What you should do: Quote every line of the data below as it stands, omitting pictures.

Given data:
━━━━━━

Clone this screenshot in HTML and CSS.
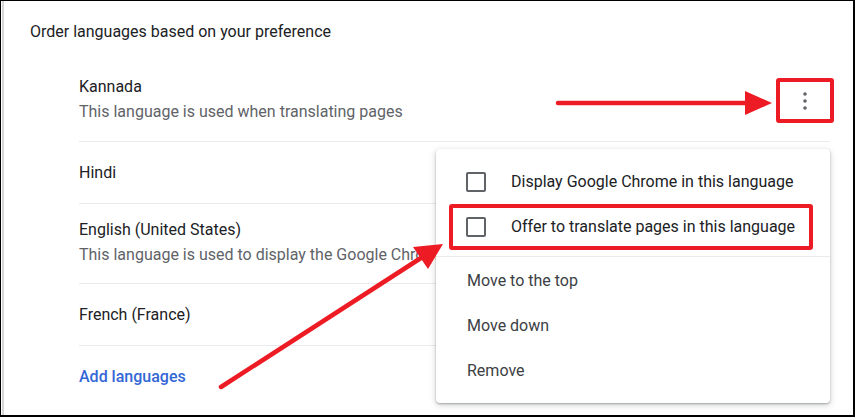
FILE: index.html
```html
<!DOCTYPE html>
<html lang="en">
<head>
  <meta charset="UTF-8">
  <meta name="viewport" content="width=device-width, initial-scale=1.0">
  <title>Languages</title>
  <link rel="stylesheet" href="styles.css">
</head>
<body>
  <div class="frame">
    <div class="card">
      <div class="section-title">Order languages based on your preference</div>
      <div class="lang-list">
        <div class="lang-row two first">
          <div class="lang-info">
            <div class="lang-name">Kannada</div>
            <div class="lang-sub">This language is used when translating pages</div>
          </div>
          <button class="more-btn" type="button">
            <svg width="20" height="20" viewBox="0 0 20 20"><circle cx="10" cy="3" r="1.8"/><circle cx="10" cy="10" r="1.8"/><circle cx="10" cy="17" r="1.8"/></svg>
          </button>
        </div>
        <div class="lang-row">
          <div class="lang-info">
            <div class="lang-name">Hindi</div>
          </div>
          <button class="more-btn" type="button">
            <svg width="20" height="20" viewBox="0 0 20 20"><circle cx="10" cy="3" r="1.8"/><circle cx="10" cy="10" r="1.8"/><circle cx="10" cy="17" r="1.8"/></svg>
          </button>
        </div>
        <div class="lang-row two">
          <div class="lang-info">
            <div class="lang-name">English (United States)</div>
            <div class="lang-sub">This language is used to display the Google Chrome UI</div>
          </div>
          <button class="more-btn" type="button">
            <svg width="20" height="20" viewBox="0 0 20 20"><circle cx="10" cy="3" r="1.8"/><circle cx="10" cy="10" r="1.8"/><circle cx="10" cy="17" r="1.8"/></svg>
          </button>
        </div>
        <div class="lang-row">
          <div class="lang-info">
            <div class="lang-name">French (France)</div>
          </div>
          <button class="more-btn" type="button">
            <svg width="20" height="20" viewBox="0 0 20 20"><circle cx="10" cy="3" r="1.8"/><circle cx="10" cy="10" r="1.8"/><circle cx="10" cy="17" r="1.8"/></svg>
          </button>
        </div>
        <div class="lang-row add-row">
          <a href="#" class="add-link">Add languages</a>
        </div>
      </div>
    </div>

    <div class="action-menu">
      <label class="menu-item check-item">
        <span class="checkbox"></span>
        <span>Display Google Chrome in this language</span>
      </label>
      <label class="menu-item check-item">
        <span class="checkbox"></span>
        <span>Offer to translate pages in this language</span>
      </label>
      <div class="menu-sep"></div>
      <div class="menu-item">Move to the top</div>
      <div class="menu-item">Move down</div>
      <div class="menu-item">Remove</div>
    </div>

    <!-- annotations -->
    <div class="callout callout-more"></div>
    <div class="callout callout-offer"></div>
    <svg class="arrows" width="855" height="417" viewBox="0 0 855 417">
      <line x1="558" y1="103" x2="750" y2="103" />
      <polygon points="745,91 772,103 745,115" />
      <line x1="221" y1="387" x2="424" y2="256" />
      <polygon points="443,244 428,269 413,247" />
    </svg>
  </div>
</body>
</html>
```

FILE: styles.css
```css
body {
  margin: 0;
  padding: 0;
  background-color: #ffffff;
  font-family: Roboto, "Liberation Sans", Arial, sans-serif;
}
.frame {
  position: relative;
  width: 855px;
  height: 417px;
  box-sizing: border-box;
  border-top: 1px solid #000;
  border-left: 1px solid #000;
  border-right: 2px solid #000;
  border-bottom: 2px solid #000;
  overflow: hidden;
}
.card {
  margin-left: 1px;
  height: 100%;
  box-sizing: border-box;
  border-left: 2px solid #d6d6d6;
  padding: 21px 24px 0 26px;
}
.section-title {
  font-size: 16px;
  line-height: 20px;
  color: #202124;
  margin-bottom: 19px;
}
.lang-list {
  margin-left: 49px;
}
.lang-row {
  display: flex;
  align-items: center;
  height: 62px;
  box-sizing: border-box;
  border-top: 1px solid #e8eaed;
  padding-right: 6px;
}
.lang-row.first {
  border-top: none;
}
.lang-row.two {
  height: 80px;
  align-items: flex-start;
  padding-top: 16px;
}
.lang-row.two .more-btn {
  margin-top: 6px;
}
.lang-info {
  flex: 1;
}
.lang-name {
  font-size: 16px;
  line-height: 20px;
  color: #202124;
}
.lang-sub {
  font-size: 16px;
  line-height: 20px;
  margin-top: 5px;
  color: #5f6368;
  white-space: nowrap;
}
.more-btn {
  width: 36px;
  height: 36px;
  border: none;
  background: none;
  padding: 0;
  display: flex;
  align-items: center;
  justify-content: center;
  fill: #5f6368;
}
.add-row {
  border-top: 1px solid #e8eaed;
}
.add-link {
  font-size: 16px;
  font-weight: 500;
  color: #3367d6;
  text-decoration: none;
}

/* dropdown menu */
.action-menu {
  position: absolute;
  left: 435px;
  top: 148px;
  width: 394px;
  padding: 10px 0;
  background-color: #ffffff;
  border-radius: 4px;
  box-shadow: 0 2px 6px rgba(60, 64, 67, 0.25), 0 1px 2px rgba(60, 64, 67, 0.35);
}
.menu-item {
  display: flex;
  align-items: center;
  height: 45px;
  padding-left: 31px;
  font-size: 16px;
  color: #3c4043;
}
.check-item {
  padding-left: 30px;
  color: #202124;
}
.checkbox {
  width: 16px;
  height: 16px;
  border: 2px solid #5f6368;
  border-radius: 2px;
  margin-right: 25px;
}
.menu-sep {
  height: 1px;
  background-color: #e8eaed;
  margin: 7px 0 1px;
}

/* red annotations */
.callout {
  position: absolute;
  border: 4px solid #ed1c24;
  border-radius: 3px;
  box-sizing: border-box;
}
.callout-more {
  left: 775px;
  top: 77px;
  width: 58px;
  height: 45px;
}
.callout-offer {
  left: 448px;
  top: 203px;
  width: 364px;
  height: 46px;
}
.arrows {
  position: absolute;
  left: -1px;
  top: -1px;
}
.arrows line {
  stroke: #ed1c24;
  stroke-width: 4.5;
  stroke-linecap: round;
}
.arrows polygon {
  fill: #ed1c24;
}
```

━━━━━━

Answer to this problem:
Clone this screenshot in HTML and CSS.
FILE: index.html
```html
<!DOCTYPE html>
<html lang="en">
<head>
  <meta charset="UTF-8">
  <meta name="viewport" content="width=device-width, initial-scale=1.0">
  <title>Languages</title>
  <link rel="stylesheet" href="styles.css">
</head>
<body>
  <div class="frame">
    <div class="card">
      <div class="section-title">Order languages based on your preference</div>
      <div class="lang-list">
        <div class="lang-row two first">
          <div class="lang-info">
            <div class="lang-name">Kannada</div>
            <div class="lang-sub">This language is used when translating pages</div>
          </div>
          <button class="more-btn" type="button">
            <svg width="20" height="20" viewBox="0 0 20 20"><circle cx="10" cy="3" r="1.8"/><circle cx="10" cy="10" r="1.8"/><circle cx="10" cy="17" r="1.8"/></svg>
          </button>
        </div>
        <div class="lang-row">
          <div class="lang-info">
            <div class="lang-name">Hindi</div>
          </div>
          <button class="more-btn" type="button">
            <svg width="20" height="20" viewBox="0 0 20 20"><circle cx="10" cy="3" r="1.8"/><circle cx="10" cy="10" r="1.8"/><circle cx="10" cy="17" r="1.8"/></svg>
          </button>
        </div>
        <div class="lang-row two">
          <div class="lang-info">
            <div class="lang-name">English (United States)</div>
            <div class="lang-sub">This language is used to display the Google Chrome UI</div>
          </div>
          <button class="more-btn" type="button">
            <svg width="20" height="20" viewBox="0 0 20 20"><circle cx="10" cy="3" r="1.8"/><circle cx="10" cy="10" r="1.8"/><circle cx="10" cy="17" r="1.8"/></svg>
          </button>
        </div>
        <div class="lang-row">
          <div class="lang-info">
            <div class="lang-name">French (France)</div>
          </div>
          <button class="more-btn" type="button">
            <svg width="20" height="20" viewBox="0 0 20 20"><circle cx="10" cy="3" r="1.8"/><circle cx="10" cy="10" r="1.8"/><circle cx="10" cy="17" r="1.8"/></svg>
          </button>
        </div>
        <div class="lang-row add-row">
          <a href="#" class="add-link">Add languages</a>
        </div>
      </div>
    </div>

    <div class="action-menu">
      <label class="menu-item check-item">
        <span class="checkbox"></span>
        <span>Display Google Chrome in this language</span>
      </label>
      <label class="menu-item check-item">
        <span class="checkbox"></span>
        <span>Offer to translate pages in this language</span>
      </label>
      <div class="menu-sep"></div>
      <div class="menu-item">Move to the top</div>
      <div class="menu-item">Move down</div>
      <div class="menu-item">Remove</div>
    </div>

    <!-- annotations -->
    <div class="callout callout-more"></div>
    <div class="callout callout-offer"></div>
    <svg class="arrows" width="855" height="417" viewBox="0 0 855 417">
      <line x1="558" y1="103" x2="750" y2="103" />
      <polygon points="745,91 772,103 745,115" />
      <line x1="221" y1="387" x2="424" y2="256" />
      <polygon points="443,244 428,269 413,247" />
    </svg>
  </div>
</body>
</html>
```

FILE: styles.css
```css
body {
  margin: 0;
  padding: 0;
  background-color: #ffffff;
  font-family: Roboto, "Liberation Sans", Arial, sans-serif;
}
.frame {
  position: relative;
  width: 855px;
  height: 417px;
  box-sizing: border-box;
  border-top: 1px solid #000;
  border-left: 1px solid #000;
  border-right: 2px solid #000;
  border-bottom: 2px solid #000;
  overflow: hidden;
}
.card {
  margin-left: 1px;
  height: 100%;
  box-sizing: border-box;
  border-left: 2px solid #d6d6d6;
  padding: 21px 24px 0 26px;
}
.section-title {
  font-size: 16px;
  line-height: 20px;
  color: #202124;
  margin-bottom: 19px;
}
.lang-list {
  margin-left: 49px;
}
.lang-row {
  display: flex;
  align-items: center;
  height: 62px;
  box-sizing: border-box;
  border-top: 1px solid #e8eaed;
  padding-right: 6px;
}
.lang-row.first {
  border-top: none;
}
.lang-row.two {
  height: 80px;
  align-items: flex-start;
  padding-top: 16px;
}
.lang-row.two .more-btn {
  margin-top: 6px;
}
.lang-info {
  flex: 1;
}
.lang-name {
  font-size: 16px;
  line-height: 20px;
  color: #202124;
}
.lang-sub {
  font-size: 16px;
  line-height: 20px;
  margin-top: 5px;
  color: #5f6368;
  white-space: nowrap;
}
.more-btn {
  width: 36px;
  height: 36px;
  border: none;
  background: none;
  padding: 0;
  display: flex;
  align-items: center;
  justify-content: center;
  fill: #5f6368;
}
.add-row {
  border-top: 1px solid #e8eaed;
}
.add-link {
  font-size: 16px;
  font-weight: 500;
  color: #3367d6;
  text-decoration: none;
}

/* dropdown menu */
.action-menu {
  position: absolute;
  left: 435px;
  top: 148px;
  width: 394px;
  padding: 10px 0;
  background-color: #ffffff;
  border-radius: 4px;
  box-shadow: 0 2px 6px rgba(60, 64, 67, 0.25), 0 1px 2px rgba(60, 64, 67, 0.35);
}
.menu-item {
  display: flex;
  align-items: center;
  height: 45px;
  padding-left: 31px;
  font-size: 16px;
  color: #3c4043;
}
.check-item {
  padding-left: 30px;
  color: #202124;
}
.checkbox {
  width: 16px;
  height: 16px;
  border: 2px solid #5f6368;
  border-radius: 2px;
  margin-right: 25px;
}
.menu-sep {
  height: 1px;
  background-color: #e8eaed;
  margin: 7px 0 1px;
}

/* red annotations */
.callout {
  position: absolute;
  border: 4px solid #ed1c24;
  border-radius: 3px;
  box-sizing: border-box;
}
.callout-more {
  left: 775px;
  top: 77px;
  width: 58px;
  height: 45px;
}
.callout-offer {
  left: 448px;
  top: 203px;
  width: 364px;
  height: 46px;
}
.arrows {
  position: absolute;
  left: -1px;
  top: -1px;
}
.arrows line {
  stroke: #ed1c24;
  stroke-width: 4.5;
  stroke-linecap: round;
}
.arrows polygon {
  fill: #ed1c24;
}
```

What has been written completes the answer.